This is the second in a series of blog posts on regional economic trends and place-based efforts for the Department of Commerce’s Regional Economic Research Initiative, which links place-based program data with local economic data to improve the design, implementation, and evaluation of these programs. The first blog post documented the rise in geographic income inequality, showing that the gap in incomes between richer places and poorer places has grown since 1980. This second post builds on the first one: not only has the gap between richer and poorer places widened, but – in general – there is little change in which places are richer and which are poorer. Economic opportunity tends to be concentrated in some places and not others, and most places with less economic opportunity for their residents remain so over time.

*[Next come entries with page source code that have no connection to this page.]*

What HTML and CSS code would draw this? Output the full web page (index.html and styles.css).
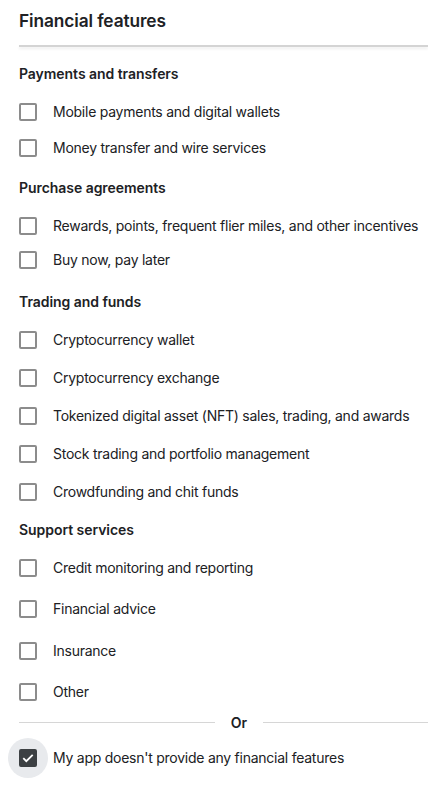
FILE: index.html
```html
<!DOCTYPE html>
<html>
<head>
<meta charset="utf-8">
<link rel="stylesheet" href="styles.css">
</head>
<body>
<div class="page">
  <h1 class="title">Financial features</h1>
  <div class="shadow-rule"></div>

  <section class="group g1">
    <h2 class="heading">Payments and transfers</h2>
    <label class="row"><span class="box"></span><span class="label">Mobile payments and digital wallets</span></label>
    <label class="row"><span class="box"></span><span class="label">Money transfer and wire services</span></label>
  </section>

  <section class="group g2">
    <h2 class="heading">Purchase agreements</h2>
    <label class="row"><span class="box"></span><span class="label">Rewards, points, frequent flier miles, and other incentives</span></label>
    <label class="row"><span class="box"></span><span class="label">Buy now, pay later</span></label>
  </section>

  <section class="group g3">
    <h2 class="heading">Trading and funds</h2>
    <label class="row"><span class="box"></span><span class="label">Cryptocurrency wallet</span></label>
    <label class="row"><span class="box"></span><span class="label">Cryptocurrency exchange</span></label>
    <label class="row"><span class="box"></span><span class="label">Tokenized digital asset (NFT) sales, trading, and awards</span></label>
    <label class="row"><span class="box"></span><span class="label">Stock trading and portfolio management</span></label>
    <label class="row"><span class="box"></span><span class="label">Crowdfunding and chit funds</span></label>
  </section>

  <section class="group g4">
    <h2 class="heading">Support services</h2>
    <label class="row"><span class="box"></span><span class="label">Credit monitoring and reporting</span></label>
    <label class="row"><span class="box"></span><span class="label">Financial advice</span></label>
    <label class="row"><span class="box"></span><span class="label">Insurance</span></label>
    <label class="row"><span class="box"></span><span class="label">Other</span></label>
  </section>

  <div class="or"><span class="or-line"></span><span class="or-text">Or</span><span class="or-line"></span></div>

  <label class="row final"><span class="ripple"><span class="box checked"><svg viewBox="0 0 18 18" width="18" height="18"><path d="M4.3 9.2l3 3 6.4-6.4" fill="none" stroke="#fff" stroke-width="1.8"/></svg></span></span><span class="label">My app doesn't provide any financial features</span></label>
</div>
</body>
</html>
```

FILE: styles.css
```css
* { box-sizing: border-box; }
html, body { margin: 0; padding: 0; background: #fff; }
body {
  font-family: Inter, Roboto, "Noto Sans", sans-serif;
  color: #202124;
  width: 428px;
  height: 789px;
  overflow: hidden;
}
.page {
  padding-left: 19px;
}
.title {
  margin: 0;
  font-size: 17.3px;
  font-weight: 600;
  line-height: 22px;
  padding-top: 10px;
  letter-spacing: -0.1px;
}
.shadow-rule {
  margin-top: 13px;
  height: 2px;
  background: #d4d4d4;
  box-shadow: 0 2px 3px rgba(0,0,0,0.08);
  margin-bottom: 17px;
}
.group { display: flex; flex-direction: column; }
.heading {
  margin: 0;
  font-size: 14px;
  font-weight: 600;
  line-height: 20px;
  letter-spacing: -0.05px;
}
.row {
  display: flex;
  align-items: center;
  gap: 16px;
  font-size: 14px;
  line-height: 20px;
  letter-spacing: -0.25px;
  white-space: nowrap;
}
.box {
  width: 18px;
  height: 18px;
  border: 2px solid #8c8c8c;
  border-radius: 2px;
  flex: none;
  display: flex;
  align-items: center;
  justify-content: center;
}
.g1 .heading { margin-bottom: 10px; }
.g1 .row { height: 36px; }
.g1 { margin-bottom: 12px; }
.g2 .heading { margin-bottom: 11px; }
.g2 .row { height: 34px; }
.g2 { margin-bottom: 15px; }
.g3 .heading { margin-bottom: 9px; }
.g3 .row { height: 38px; }
.g3 { margin-bottom: 9px; }
.g4 .heading { margin-bottom: 7px; }
.g4 .row { height: 41.5px; }
.or {
  display: flex;
  align-items: center;
  margin-top: -3px;
  height: 24px;
}
.or-line { height: 1px; background: #d6d6d6; }
.or-line:first-child { width: 196px; }
.or-line:last-child { flex: 1; }
.or-text {
  width: 48px;
  text-align: center;
  font-size: 14px;
  font-weight: 600;
}
.final {
  margin-top: 4px;
  margin-left: -11px;
  gap: 5px;
}
.ripple {
  width: 40px;
  height: 40px;
  border-radius: 50%;
  background: #e8eaed;
  display: flex;
  align-items: center;
  justify-content: center;
  flex: none;
}
.box.checked {
  background: #3c4043;
  border-color: #3c4043;
}
.box.checked svg { flex: none; margin: -2px; }
```
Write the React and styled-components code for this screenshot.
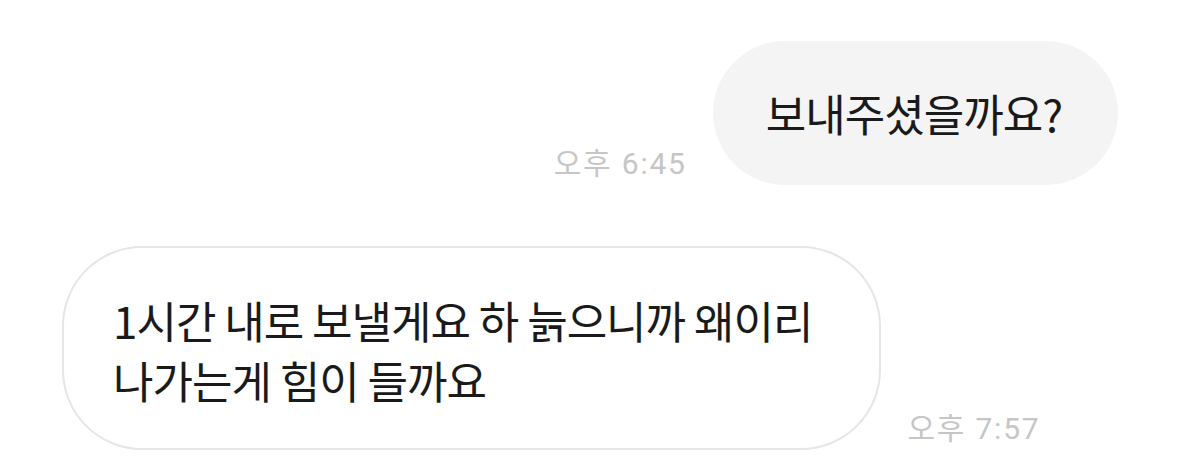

Local income rankings have changed little

Places with higher average incomes today tended to have higher average incomes in the past. Looking across all metropolitan and micropolitan areas in the U.S., the correlation between local per-capita income in 1980 and in 2021 is 0.81 – a very strong relationship. A scatterplot showing 1980 and 2021 income for the 110 largest metropolitan areas – all metros with population of 500,000 or more -- shows several places with high income in both years.

Among these 110 largest metros, six were among the top ten for income in both 1980 and 2021: San Jose; Fairfield County, CT; San Francisco; Seattle; Washington, DC; and Denver. Among the ten large metros with the lowest income in 1980, four remained in the bottom ten in 2021, and another three remained in the bottom 20.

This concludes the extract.